> Objective
Copy each line that contains the string "React".
══════
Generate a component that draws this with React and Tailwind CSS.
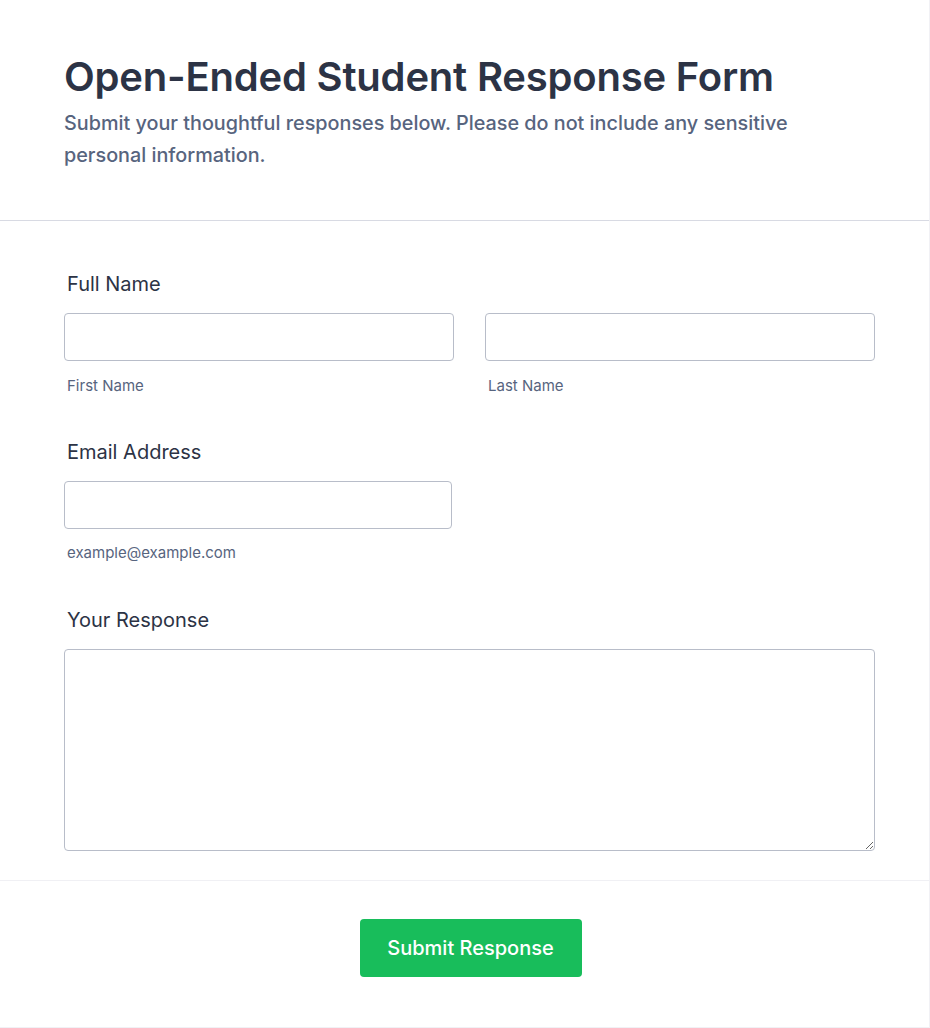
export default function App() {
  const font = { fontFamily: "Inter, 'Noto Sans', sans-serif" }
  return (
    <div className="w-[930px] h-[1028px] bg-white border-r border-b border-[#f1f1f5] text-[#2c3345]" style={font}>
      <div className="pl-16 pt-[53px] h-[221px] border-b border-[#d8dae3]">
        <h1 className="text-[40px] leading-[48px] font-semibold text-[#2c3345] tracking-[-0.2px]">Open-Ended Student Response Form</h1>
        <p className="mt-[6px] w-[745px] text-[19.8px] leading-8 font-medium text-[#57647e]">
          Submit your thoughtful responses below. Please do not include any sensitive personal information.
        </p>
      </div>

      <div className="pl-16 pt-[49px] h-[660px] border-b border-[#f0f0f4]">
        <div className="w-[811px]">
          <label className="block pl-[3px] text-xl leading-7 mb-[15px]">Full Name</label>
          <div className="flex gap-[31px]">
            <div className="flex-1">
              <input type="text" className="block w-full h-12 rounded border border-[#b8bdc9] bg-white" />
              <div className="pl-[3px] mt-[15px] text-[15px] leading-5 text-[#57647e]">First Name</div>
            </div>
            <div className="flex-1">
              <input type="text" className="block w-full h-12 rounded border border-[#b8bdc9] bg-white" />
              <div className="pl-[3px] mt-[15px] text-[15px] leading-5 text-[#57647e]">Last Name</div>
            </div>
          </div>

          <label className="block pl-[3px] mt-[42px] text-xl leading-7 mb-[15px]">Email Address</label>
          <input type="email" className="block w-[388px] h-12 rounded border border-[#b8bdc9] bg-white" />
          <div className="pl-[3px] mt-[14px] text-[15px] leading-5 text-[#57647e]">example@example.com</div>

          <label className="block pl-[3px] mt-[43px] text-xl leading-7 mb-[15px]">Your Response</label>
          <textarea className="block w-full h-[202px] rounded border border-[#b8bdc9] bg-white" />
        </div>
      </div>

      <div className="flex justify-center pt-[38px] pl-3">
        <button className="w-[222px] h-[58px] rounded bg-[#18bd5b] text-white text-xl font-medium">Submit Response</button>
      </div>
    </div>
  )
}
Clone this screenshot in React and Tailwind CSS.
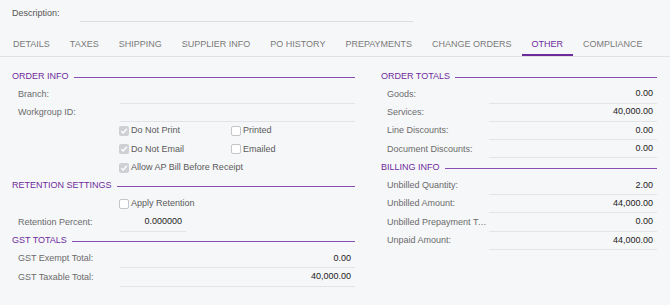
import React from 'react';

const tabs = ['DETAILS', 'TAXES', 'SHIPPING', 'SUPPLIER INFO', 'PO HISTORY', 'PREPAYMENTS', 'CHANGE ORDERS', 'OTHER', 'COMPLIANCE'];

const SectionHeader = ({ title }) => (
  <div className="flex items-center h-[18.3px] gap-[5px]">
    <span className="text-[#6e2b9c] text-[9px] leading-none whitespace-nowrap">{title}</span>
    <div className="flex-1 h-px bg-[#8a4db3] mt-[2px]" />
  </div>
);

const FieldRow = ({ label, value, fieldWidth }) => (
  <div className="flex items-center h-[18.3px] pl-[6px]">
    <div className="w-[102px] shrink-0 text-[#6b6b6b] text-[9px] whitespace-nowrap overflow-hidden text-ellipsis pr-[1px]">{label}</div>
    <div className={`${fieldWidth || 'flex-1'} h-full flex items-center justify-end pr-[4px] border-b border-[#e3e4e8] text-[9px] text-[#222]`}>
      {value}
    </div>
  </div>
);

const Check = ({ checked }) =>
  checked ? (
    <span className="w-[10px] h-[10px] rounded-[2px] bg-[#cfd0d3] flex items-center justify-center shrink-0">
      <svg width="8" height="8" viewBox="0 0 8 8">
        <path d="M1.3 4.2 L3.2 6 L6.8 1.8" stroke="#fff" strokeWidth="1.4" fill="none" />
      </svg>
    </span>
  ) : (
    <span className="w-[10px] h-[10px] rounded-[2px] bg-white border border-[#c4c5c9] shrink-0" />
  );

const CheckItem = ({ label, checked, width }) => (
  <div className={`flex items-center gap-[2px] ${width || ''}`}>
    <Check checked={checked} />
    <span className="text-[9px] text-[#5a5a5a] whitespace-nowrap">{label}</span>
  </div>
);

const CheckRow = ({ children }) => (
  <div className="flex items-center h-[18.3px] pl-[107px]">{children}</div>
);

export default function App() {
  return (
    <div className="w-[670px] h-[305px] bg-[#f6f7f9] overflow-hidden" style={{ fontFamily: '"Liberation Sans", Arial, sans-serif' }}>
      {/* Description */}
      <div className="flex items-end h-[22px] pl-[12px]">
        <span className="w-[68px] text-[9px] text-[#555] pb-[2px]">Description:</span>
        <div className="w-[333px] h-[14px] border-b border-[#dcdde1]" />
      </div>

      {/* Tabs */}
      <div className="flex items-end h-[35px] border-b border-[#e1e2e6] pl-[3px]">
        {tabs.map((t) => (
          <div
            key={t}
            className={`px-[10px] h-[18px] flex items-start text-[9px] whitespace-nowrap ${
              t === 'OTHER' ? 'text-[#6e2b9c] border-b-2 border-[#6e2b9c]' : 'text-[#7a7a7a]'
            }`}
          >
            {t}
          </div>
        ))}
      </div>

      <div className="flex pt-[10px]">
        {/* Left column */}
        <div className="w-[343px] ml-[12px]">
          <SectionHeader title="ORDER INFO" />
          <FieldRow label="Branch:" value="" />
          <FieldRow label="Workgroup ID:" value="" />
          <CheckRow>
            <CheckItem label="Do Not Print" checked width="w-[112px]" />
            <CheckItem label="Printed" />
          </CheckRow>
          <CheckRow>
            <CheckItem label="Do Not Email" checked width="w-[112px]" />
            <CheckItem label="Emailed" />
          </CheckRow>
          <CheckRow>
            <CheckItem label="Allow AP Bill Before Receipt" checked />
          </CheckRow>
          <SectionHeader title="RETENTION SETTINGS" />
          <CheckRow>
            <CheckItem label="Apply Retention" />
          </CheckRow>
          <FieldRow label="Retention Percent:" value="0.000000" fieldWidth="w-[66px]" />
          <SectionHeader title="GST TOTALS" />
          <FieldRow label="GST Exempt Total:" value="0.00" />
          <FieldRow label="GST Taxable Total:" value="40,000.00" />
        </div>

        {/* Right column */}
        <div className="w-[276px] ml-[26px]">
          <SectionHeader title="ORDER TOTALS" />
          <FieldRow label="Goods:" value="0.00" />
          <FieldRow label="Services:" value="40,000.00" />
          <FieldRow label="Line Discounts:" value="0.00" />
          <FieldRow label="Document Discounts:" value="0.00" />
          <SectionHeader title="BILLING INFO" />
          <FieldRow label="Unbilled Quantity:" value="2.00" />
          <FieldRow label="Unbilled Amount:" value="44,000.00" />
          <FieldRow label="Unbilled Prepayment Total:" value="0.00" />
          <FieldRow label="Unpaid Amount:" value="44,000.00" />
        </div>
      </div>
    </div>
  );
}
══════
> Task output
Generate a component that draws this with React and Tailwind CSS.
Clone this screenshot in React and Tailwind CSS.
import React from 'react';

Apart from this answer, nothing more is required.